On Monday, the Constitutional Court of Ecuador decided to temporarily suspend several articles from laws presented by Noboa under the designation of “urgent,” which required the Assembly to approve each law within 30 days.
Among the suspended provisions are those in the Intelligence Law that would allow undercover agents to assume false identities, permit the national intelligence system to request information on any citizen from telecom companies, and authorize the use of funds without complying with public procurement laws.
Regarding the National Solidarity Law—initially aimed at increasing resources for security forces combating organized crime—the Court suspended an article granting Noboa the prerogative of “preemptive pardons” for police and military personnel prosecuted for crimes committed under the “internal armed conflict” declared by the president against criminal gangs earlier in 2024.
Constitutional judges also suspended provisions related to the creation of a special legal regime under the “internal armed conflict” designation, which outlined a series of military objectives for law enforcement agencies. These measures were widely criticized by social organizations, human rights advocates, and labor unions, who filed dozens of constitutional challenges, arguing that the laws violated various rights.
However, following the Court’s announcement, government officials Rovira and Olsen denounced the decision in a public statement—delivered while flanked by police and military officers—and accused the judges of siding with the “enemies of the people.”
CONAIE welcomed the Court’s decision, asserting that the laws “contain openly unconstitutional provisions that threaten fundamental rights.”
“With laws fast-tracked under the guise of ‘economic urgency,’ the government has sought to concentrate state control, expanding its ability to impose decisions without democratic debate,” the organization said.

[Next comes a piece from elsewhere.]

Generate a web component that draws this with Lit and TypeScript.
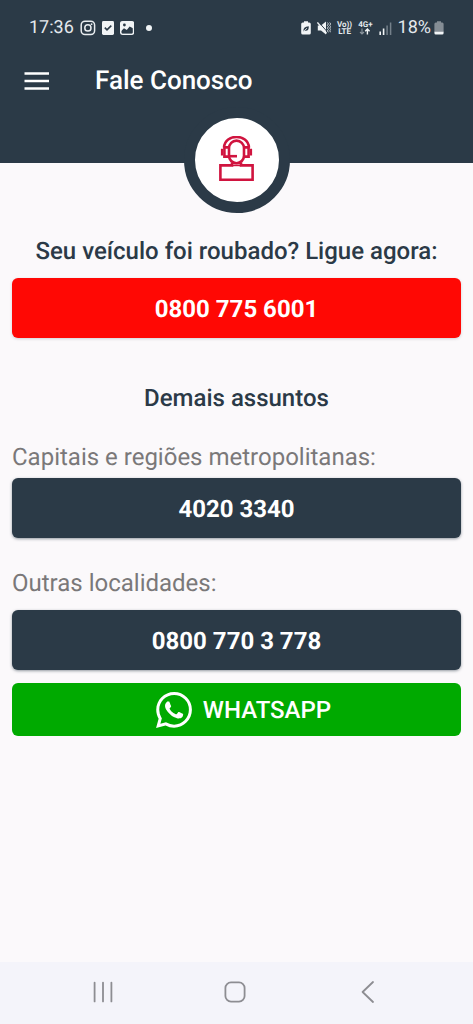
import { LitElement, html, css, svg } from "lit";
import { customElement } from "lit/decorators.js";

const menuIcon = svg`
  <svg viewBox="0 0 26 18" width="26" height="18" aria-hidden="true">
    <path d="M0.5 1.5H25M0.5 9H25M0.5 16.5H25" stroke="#fff" stroke-width="2.4" fill="none" />
  </svg>`;

const instagramIcon = svg`
  <svg viewBox="0 0 16 16" width="16" height="16" aria-hidden="true" fill="none" stroke="#e9edf0" stroke-width="1.5">
    <rect x="1.2" y="1.2" width="13.4" height="13.4" rx="3.8" />
    <circle cx="7.9" cy="7.9" r="3.1" />
    <circle cx="11.6" cy="4.2" r="0.9" fill="#e9edf0" stroke="none" />
  </svg>`;

const checkIcon = svg`
  <svg viewBox="0 0 12 16" width="12" height="16" aria-hidden="true">
    <rect x="0" y="1" width="12" height="14" rx="1.4" fill="#f1f4f6" />
    <path d="M2.8 7.6L5 9.8L9.3 5.6" fill="none" stroke="#2b3a47" stroke-width="1.6" />
  </svg>`;

const pictureIcon = svg`
  <svg viewBox="0 0 14 16" width="14" height="16" aria-hidden="true">
    <rect x="0.7" y="1.7" width="12.8" height="12.6" rx="2" fill="none" stroke="#f1f4f6" stroke-width="1.5" />
    <path d="M0.7 1.7H13.5V8.5L9.6 6.6L6.8 10L4 8.2L0.7 11.5Z" fill="#f1f4f6" />
    <path d="M2 13.2V11.4L4.2 9.2L7 11L9.8 7.6L12.2 9.6V13.2Z" fill="#2b3a47" />
    <circle cx="4.4" cy="5" r="1.4" fill="#2b3a47" />
  </svg>`;

const saverIcon = svg`
  <svg viewBox="0 0 10 14" width="10" height="14" aria-hidden="true">
    <path d="M3 0.3H7V1.5H8.2Q9.8 1.5 9.8 3V12Q9.8 13.6 8.2 13.6H1.8Q0.2 13.6 0.2 12V3Q0.2 1.5 1.8 1.5H3Z" fill="#f1f4f6" />
    <path d="M2.6 10.4Q1.6 5.6 7.8 5.2Q8 10.4 3.8 9.6" fill="#2b3a47" />
    <path d="M2.8 10L6 7.2" stroke="#f1f4f6" stroke-width="0.8" />
  </svg>`;

const muteIcon = svg`
  <svg viewBox="0 0 14 14" width="14" height="14" aria-hidden="true">
    <path d="M0.8 4.4H4L9 0.6V13.4L4 9.6H0.8Z" fill="#f1f4f6" />
    <path d="M1.4 0.8L10.6 11.2" stroke="#2b3a47" stroke-width="1" />
    <path d="M0.4 1.4L9.6 12.4" stroke="#f1f4f6" stroke-width="1.4" />
    <path d="M10.4 1.5l1 1.4l-1 1.4l1 1.4l-1 1.4l1 1.4l-1 1.4l1 1.4M12.7 1.5l1 1.4l-1 1.4l1 1.4l-1 1.4l1 1.4l-1 1.4l1 1.4" fill="none" stroke="#dfe4e8" stroke-width="0.9" />
  </svg>`;

const arrowsIcon = svg`
  <svg viewBox="0 0 12 7" width="12" height="7" aria-hidden="true" fill="none">
    <path d="M3 0.5V6M1 4L3 6L5 4" stroke="#8c969e" stroke-width="1.1" />
    <path d="M8.4 6.6V1M6.2 3.2L8.4 1L10.6 3.2" stroke="#f1f4f6" stroke-width="1.4" />
  </svg>`;

const signalIcon = svg`
  <svg viewBox="0 0 13 13" width="13" height="13" aria-hidden="true">
    <path d="M1.2 9.5V13M4.6 6.5V13" stroke="#f1f4f6" stroke-width="1.6" />
    <path d="M8.1 3.5V13M11.6 0.5V13" stroke="#75818b" stroke-width="1.5" />
  </svg>`;

const batteryIcon = svg`
  <svg viewBox="0 0 10 14" width="10" height="14" aria-hidden="true">
    <path d="M3 0.3H7V1.5H8.2Q9.6 1.5 9.6 3V11H0.4V3Q0.4 1.5 1.8 1.5H3Z" fill="#858d95" />
    <path d="M0.4 10.8H9.6V12Q9.6 13.5 8.2 13.5H1.8Q0.4 13.5 0.4 12Z" fill="#f1f4f6" />
  </svg>`;

const agentIcon = svg`
  <svg viewBox="0 0 36 48" width="36" height="48" aria-hidden="true" fill="none" stroke="#d0143f" stroke-width="2.6">
    <path d="M5 11.5C6 -2.6 29 -2.6 30 11.5" />
    <rect x="10" y="4.6" width="15" height="22.6" rx="7.5" />
    <path d="M10 11.4H5.4V20.6H10.4M25 11.4H29.6V20.6H24.6" />
    <path d="M3 12.8V19.4M32 12.8V19.4" stroke-width="2.2" />
    <path d="M9 20.2H18" />
    <path d="M13 26.4V29.4H1.4V43.8H33.6V29.4H22V26.4" />
    <path d="M13 29.4H22" stroke-width="1.6" />
  </svg>`;

const whatsappIcon = svg`
  <svg viewBox="0 0 24 24" width="36" height="36" aria-hidden="true" fill="#fff">
    <path d="M17.472 14.382c-.297-.149-1.758-.867-2.03-.967-.273-.099-.471-.148-.67.15-.197.297-.767.966-.94 1.164-.173.199-.347.223-.644.075-.297-.15-1.255-.463-2.39-1.475-.883-.788-1.48-1.761-1.653-2.059-.173-.297-.018-.458.13-.606.134-.133.298-.347.446-.52.149-.174.198-.298.298-.497.099-.198.05-.371-.025-.52-.075-.149-.669-1.612-.916-2.207-.242-.579-.487-.5-.669-.51-.173-.008-.371-.01-.57-.01-.198 0-.52.074-.792.372-.272.297-1.04 1.016-1.04 2.479 0 1.462 1.065 2.875 1.213 3.074.149.198 2.096 3.2 5.077 4.487.709.306 1.262.489 1.694.625.712.227 1.36.195 1.871.118.571-.085 1.758-.719 2.006-1.413.248-.694.248-1.289.173-1.413-.074-.124-.272-.198-.57-.347m-5.421 7.403h-.004a9.87 9.87 0 01-5.031-1.378l-.361-.214-3.741.982.998-3.648-.235-.374a9.86 9.86 0 01-1.51-5.26c.001-5.45 4.436-9.884 9.888-9.884 2.64 0 5.122 1.03 6.988 2.898a9.825 9.825 0 012.893 6.994c-.003 5.45-4.437 9.884-9.885 9.884m8.413-18.297A11.815 11.815 0 0012.05 0C5.495 0 .16 5.335.157 11.892c0 2.096.547 4.142 1.588 5.945L.057 24l6.305-1.654a11.882 11.882 0 005.683 1.448h.005c6.554 0 11.89-5.335 11.893-11.893a11.821 11.821 0 00-3.48-8.413z" />
  </svg>`;

const recentsIcon = svg`
  <svg viewBox="0 0 22 22" width="22" height="22" aria-hidden="true" fill="none" stroke="#8d8d92" stroke-width="1.8" stroke-linecap="round">
    <path d="M2.6 1.6V20.4M11 1.6V20.4M19.4 1.6V20.4" />
  </svg>`;

const homeIcon = svg`
  <svg viewBox="0 0 22 22" width="22" height="22" aria-hidden="true" fill="none" stroke="#8d8d92" stroke-width="1.8">
    <rect x="1.4" y="1.4" width="19.2" height="19.2" rx="5.6" />
  </svg>`;

const backIcon = svg`
  <svg viewBox="0 0 22 22" width="22" height="22" aria-hidden="true" fill="none" stroke="#8d8d92" stroke-width="1.8" stroke-linecap="round" stroke-linejoin="round">
    <path d="M17 1L6.6 11L17 21" />
  </svg>`;

@customElement("app-root")
export class AppRoot extends LitElement {
  static styles = css`
    :host {
      display: flex;
      flex-direction: column;
      min-height: 100vh;
      background: #fbf9fb;
      color: #2b3a47;
      font-family: Roboto, "Liberation Sans", sans-serif;
      text-rendering: geometricPrecision;
    }
    svg {
      display: block;
      flex: none;
    }
    button {
      border: 0;
      padding: 0;
      background: none;
      font: inherit;
      color: inherit;
      text-rendering: inherit;
      cursor: pointer;
    }
    .header {
      background: #2b3a47;
      color: #fff;
      display: flex;
      flex-direction: column;
    }
    .status {
      height: 56px;
      padding: 0 29px;
      display: flex;
      align-items: center;
      justify-content: space-between;
      font-size: 18px;
      line-height: 20px;
      color: #e4e9ed;
    }
    .group {
      display: flex;
      align-items: center;
    }
    .left {
      gap: 6px;
    }
    .right {
      gap: 6px;
    }
    .level {
      display: flex;
      align-items: center;
      gap: 3px;
    }
    .dot {
      width: 6px;
      height: 6px;
      margin-left: 6px;
      border-radius: 50%;
      background: #f1f4f6;
    }
    .net {
      display: flex;
      flex-direction: column;
      align-items: center;
      font-size: 8px;
      line-height: 7px;
      font-weight: 700;
    }
    .toolbar {
      height: 50px;
      padding: 0 24px;
      display: flex;
      align-items: center;
      gap: 45px;
    }
    .title {
      margin: 0;
      font-size: 26px;
      line-height: 32px;
      font-weight: 500;
    }
    .badge {
      align-self: center;
      box-sizing: border-box;
      width: 106px;
      height: 106px;
      margin-top: 1px;
      margin-bottom: -50px;
      border: 11px solid #2b3a47;
      border-radius: 50%;
      background: #fff;
      display: grid;
      place-items: center;
    }
    .main {
      flex: 1;
      padding: 74px 12px 24px;
      display: flex;
      flex-direction: column;
    }
    .heading {
      margin: 0 0 13px;
      text-align: center;
      font-size: 24px;
      line-height: 28px;
      font-weight: 500;
    }
    .section {
      margin-top: 46px;
      margin-bottom: 31px;
    }
    .label {
      margin: 0 0 7px;
      font-size: 24px;
      line-height: 28px;
      color: #7a7879;
    }
    .label.spaced {
      margin: 31px 0 13px;
    }
    .call {
      box-sizing: border-box;
      height: 60px;
      padding-top: 2px;
      border-radius: 6px;
      background: #2b3a47;
      color: #fff;
      font-size: 24px;
      line-height: 28px;
      font-weight: 700;
      box-shadow: 0 1px 3px rgba(43, 58, 71, 0.5);
      display: flex;
      align-items: center;
      justify-content: center;
      gap: 11px;
    }
    .call.urgent {
      background: #ff0804;
      box-shadow: 0 1px 3px rgba(43, 58, 71, 0.2);
    }
    .call.whatsapp {
      height: 53px;
      margin-top: 13px;
      padding-top: 1px;
      padding-left: 14px;
      background: #00aa00;
      box-shadow: none;
      font-weight: 500;
    }
    .nav {
      height: 60px;
      padding: 0 3px 2px 0;
      background: #f4f4fa;
      display: flex;
      justify-content: center;
      align-items: center;
      gap: 110px;
    }
  `;

  render() {
    return html`
      <header class="header">
        <div class="status">
          <div class="group left">
            <span>17:36</span>
            ${instagramIcon}${checkIcon}${pictureIcon}
            <span class="dot"></span>
          </div>
          <div class="group right">
            ${saverIcon}${muteIcon}
            <div class="net"><span>Vo))</span><span>LTE</span></div>
            <div class="net"><span>4G+</span>${arrowsIcon}</div>
            ${signalIcon}
            <div class="level"><span>18%</span>${batteryIcon}</div>
          </div>
        </div>
        <div class="toolbar">
          <button type="button" aria-label="Menu">${menuIcon}</button>
          <h1 class="title">Fale Conosco</h1>
        </div>
        <div class="badge">${agentIcon}</div>
      </header>
      <main class="main">
        <h2 class="heading">Seu veículo foi roubado? Ligue agora:</h2>
        <button class="call urgent" type="button">0800 775 6001</button>
        <h2 class="heading section">Demais assuntos</h2>
        <p class="label">Capitais e regiões metropolitanas:</p>
        <button class="call" type="button">4020 3340</button>
        <p class="label spaced">Outras localidades:</p>
        <button class="call" type="button">0800 770 3 778</button>
        <button class="call whatsapp" type="button">${whatsappIcon}<span>WHATSAPP</span></button>
      </main>
      <nav class="nav">
        <button type="button" aria-label="Recentes">${recentsIcon}</button>
        <button type="button" aria-label="Início">${homeIcon}</button>
        <button type="button" aria-label="Voltar">${backIcon}</button>
      </nav>
    `;
  }
}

CONAIE urged the Constitutional Court to maintain its independence and uphold the Constitution in the face of other proposals by Noboa, such as the Protected Areas Law and the Law for the Control of Irregular Capital Flows, which, it warned, threaten collective rights, ancestral territories, and the rights of nature.
“Now more than ever, it is essential to defend the independence of the Constitutional Court as a guarantor of rights, balance among branches of political power, and true democracy,” concluded CONAIE, which led mass protests in 2019 and 2022 against former presidents Lenin Moreno and Guillermo Lasso, respectively.